The generated summary is provided as a downloadable document that you can edit in any text editor or word processor. After downloading: open in Microsoft Word, Google Docs, or any text editor; edit, reorganize, or expand any sections; add your own notes or commentary; adjust formatting and structure; combine with other summaries; or integrate into larger documents. The summary serves as a starting point-customize it to fit your specific needs, style preferences, and documentation requirements.

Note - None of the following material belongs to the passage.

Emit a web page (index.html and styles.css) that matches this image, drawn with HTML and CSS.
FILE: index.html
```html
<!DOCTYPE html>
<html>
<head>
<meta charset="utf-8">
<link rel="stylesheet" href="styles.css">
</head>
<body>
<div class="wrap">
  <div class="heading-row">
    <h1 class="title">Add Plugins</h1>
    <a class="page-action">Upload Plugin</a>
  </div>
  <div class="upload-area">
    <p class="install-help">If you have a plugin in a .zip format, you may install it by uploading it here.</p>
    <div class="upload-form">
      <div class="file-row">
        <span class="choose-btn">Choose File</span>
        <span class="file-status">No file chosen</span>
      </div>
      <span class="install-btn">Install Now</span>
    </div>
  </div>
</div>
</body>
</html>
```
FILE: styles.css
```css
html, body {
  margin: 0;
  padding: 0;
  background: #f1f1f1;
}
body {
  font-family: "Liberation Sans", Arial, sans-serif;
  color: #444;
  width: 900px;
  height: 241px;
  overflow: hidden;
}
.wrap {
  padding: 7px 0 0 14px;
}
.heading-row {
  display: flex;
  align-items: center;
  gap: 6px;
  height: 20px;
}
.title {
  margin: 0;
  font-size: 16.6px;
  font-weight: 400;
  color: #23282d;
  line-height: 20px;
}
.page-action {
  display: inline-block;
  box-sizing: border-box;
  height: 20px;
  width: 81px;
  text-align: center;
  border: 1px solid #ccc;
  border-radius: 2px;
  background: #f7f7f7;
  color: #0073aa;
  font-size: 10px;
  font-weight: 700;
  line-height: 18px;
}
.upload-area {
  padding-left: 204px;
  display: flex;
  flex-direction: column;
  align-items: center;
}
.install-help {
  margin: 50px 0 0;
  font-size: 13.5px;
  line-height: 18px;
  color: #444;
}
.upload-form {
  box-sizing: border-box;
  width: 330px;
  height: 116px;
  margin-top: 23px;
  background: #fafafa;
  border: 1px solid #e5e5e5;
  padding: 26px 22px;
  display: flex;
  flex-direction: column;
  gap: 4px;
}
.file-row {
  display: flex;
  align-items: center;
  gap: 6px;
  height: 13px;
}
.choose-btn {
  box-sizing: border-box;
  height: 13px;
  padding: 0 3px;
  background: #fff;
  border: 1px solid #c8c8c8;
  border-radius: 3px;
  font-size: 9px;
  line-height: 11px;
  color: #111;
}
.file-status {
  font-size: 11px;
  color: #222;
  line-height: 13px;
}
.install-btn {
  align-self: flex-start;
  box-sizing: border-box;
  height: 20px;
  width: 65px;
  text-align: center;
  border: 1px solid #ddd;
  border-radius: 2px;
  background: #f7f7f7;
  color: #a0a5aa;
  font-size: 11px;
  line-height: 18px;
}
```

Upload your training or instructional video, select Detailed or Comprehensive length to capture all steps and explanations, choose Bullet Points format for step-by-step procedures or Paragraph format for flowing instructions, enable timestamps to mark procedure steps and important demonstrations, and enable keywords to identify key skills and concepts taught. Perfect for: creating training documentation, generating procedure guides, supplementing video courses, onboarding materials, and reference documentation for trainees.
Common issues: Poor audio quality (heavy noise, distortion, very low volume makes transcription inaccurate), No speech content (music-only, ambient sounds, silent video cannot be summarized), Unclear or heavily accented speech (AI struggles with very unclear pronunciation), Multiple overlapping speakers (simultaneous speech is difficult to process), Very short duration (under 1 minute lacks sufficient content), Very long duration (over 3 hours may time out), Non-English language (currently optimized for English), and File corruption or encoding issues. For challenging content, professional human transcription delivers better results.